Where the data below has the string "with", return the whole line.

• Records supplied

START

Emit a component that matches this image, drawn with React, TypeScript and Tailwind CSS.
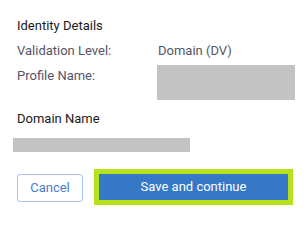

END
START

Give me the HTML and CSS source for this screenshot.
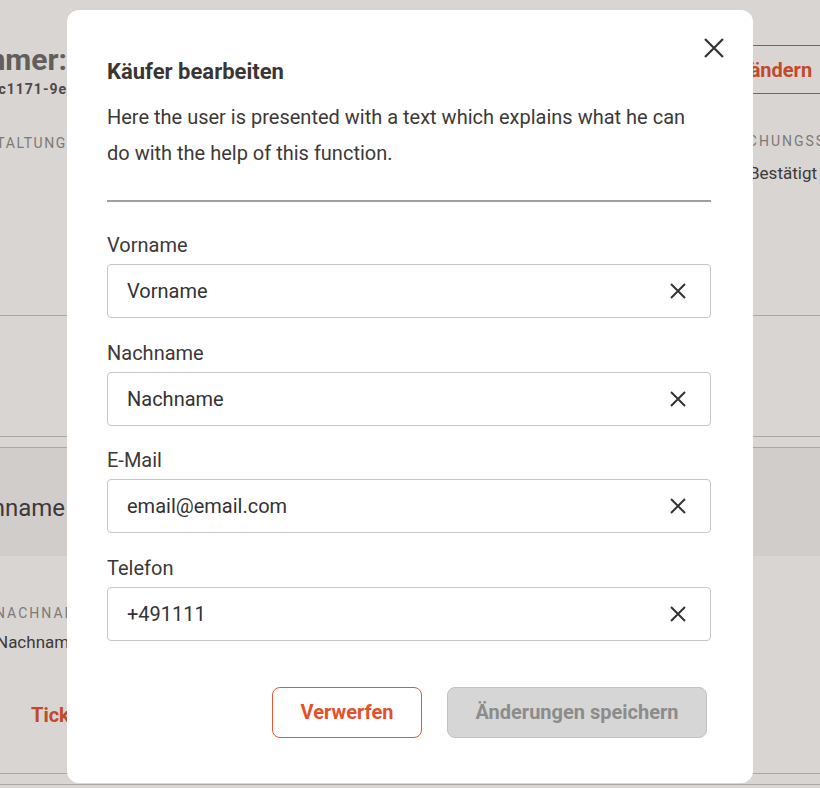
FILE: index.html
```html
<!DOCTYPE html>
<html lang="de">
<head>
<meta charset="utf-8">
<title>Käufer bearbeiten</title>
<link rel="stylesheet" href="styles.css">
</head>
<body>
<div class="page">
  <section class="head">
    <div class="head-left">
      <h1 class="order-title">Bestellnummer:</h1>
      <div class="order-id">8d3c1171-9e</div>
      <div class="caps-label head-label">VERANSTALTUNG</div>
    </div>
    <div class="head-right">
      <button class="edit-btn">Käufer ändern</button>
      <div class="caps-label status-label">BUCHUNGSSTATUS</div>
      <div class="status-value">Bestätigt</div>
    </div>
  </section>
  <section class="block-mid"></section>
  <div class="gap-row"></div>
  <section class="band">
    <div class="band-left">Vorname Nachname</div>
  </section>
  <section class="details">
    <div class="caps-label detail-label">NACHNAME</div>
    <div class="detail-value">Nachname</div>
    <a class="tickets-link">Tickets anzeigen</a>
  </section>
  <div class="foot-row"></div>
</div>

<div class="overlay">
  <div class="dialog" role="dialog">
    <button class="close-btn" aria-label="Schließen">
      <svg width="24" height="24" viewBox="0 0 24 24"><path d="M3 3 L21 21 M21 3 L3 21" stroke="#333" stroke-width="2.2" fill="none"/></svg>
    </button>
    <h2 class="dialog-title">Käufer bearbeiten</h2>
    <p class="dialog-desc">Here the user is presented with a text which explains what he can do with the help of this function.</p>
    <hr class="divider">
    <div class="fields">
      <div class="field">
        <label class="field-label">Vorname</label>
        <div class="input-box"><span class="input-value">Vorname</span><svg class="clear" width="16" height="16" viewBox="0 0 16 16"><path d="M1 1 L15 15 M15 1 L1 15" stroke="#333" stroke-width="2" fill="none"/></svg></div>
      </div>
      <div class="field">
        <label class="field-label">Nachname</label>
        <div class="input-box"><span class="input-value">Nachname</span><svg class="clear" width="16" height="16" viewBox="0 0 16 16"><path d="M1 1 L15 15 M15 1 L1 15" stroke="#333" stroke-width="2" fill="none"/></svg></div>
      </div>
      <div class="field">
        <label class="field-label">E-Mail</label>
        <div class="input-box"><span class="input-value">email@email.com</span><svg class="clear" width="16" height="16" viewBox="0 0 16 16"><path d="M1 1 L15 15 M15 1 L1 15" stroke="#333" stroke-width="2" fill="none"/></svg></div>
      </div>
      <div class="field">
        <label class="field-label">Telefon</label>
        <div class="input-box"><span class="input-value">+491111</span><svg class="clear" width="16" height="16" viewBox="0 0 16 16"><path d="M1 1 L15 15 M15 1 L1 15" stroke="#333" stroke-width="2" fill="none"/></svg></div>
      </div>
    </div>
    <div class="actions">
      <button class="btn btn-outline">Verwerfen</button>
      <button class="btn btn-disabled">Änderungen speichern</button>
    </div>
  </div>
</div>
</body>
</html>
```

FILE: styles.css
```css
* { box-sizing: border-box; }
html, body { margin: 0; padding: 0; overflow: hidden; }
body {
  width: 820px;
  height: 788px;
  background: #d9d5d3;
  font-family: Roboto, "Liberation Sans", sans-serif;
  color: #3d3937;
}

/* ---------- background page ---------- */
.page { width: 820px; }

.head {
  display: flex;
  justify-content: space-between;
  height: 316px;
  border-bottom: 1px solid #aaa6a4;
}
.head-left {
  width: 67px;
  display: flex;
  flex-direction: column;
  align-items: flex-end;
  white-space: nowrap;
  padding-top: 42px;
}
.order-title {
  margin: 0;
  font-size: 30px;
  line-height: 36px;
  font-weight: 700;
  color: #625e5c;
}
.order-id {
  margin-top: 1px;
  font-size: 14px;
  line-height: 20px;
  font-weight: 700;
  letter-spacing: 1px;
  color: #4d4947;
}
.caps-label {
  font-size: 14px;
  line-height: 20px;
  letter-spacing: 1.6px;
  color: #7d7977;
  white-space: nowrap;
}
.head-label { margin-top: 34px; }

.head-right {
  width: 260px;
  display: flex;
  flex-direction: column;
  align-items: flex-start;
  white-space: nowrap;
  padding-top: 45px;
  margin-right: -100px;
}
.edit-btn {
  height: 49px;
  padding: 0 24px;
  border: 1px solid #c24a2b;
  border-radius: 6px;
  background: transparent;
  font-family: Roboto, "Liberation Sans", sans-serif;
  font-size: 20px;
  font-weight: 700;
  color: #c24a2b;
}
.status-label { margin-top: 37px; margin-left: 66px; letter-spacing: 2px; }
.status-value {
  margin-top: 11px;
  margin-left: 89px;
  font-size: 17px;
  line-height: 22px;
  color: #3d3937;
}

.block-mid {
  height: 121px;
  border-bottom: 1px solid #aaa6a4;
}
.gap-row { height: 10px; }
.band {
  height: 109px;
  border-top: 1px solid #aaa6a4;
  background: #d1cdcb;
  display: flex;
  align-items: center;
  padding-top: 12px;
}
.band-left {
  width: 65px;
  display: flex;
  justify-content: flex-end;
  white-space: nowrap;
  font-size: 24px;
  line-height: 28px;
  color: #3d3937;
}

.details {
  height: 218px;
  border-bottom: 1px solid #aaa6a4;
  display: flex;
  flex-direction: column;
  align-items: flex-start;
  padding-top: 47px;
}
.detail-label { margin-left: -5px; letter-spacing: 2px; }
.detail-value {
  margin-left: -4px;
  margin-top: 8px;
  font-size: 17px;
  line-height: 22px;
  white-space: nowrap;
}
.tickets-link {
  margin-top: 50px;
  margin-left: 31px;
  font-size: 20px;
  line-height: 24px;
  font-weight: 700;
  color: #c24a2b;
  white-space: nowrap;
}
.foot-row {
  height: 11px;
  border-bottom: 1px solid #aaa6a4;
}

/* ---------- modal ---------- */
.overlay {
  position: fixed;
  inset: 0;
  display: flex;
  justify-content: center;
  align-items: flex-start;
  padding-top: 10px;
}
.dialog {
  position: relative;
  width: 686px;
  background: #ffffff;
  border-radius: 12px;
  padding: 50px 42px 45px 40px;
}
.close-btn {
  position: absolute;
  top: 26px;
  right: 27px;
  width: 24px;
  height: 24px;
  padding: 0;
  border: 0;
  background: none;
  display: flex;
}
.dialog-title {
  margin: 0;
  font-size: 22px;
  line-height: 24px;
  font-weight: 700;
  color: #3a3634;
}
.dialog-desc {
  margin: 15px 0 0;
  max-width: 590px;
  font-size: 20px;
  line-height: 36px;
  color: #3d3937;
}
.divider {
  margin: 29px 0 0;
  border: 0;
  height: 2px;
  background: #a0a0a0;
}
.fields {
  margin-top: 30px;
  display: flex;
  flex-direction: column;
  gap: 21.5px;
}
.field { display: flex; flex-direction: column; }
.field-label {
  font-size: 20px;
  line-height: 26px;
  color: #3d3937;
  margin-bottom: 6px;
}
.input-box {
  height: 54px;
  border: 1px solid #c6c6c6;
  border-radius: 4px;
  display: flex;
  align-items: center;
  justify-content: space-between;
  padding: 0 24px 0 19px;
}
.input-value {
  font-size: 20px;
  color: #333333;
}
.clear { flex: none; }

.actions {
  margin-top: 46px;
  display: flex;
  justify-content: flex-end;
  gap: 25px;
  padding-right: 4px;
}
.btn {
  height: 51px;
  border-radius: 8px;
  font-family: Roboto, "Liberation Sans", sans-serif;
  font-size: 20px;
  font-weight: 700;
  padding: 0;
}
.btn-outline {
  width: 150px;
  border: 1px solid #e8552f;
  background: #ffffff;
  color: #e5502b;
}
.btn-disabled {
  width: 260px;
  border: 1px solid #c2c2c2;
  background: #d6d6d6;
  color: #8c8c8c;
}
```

END

• Output of the exercise
Emit a component that matches this image, drawn with React, TypeScript and Tailwind CSS.
    <p class="dialog-desc">Here the user is presented with a text which explains what he can do with the help of this function.</p>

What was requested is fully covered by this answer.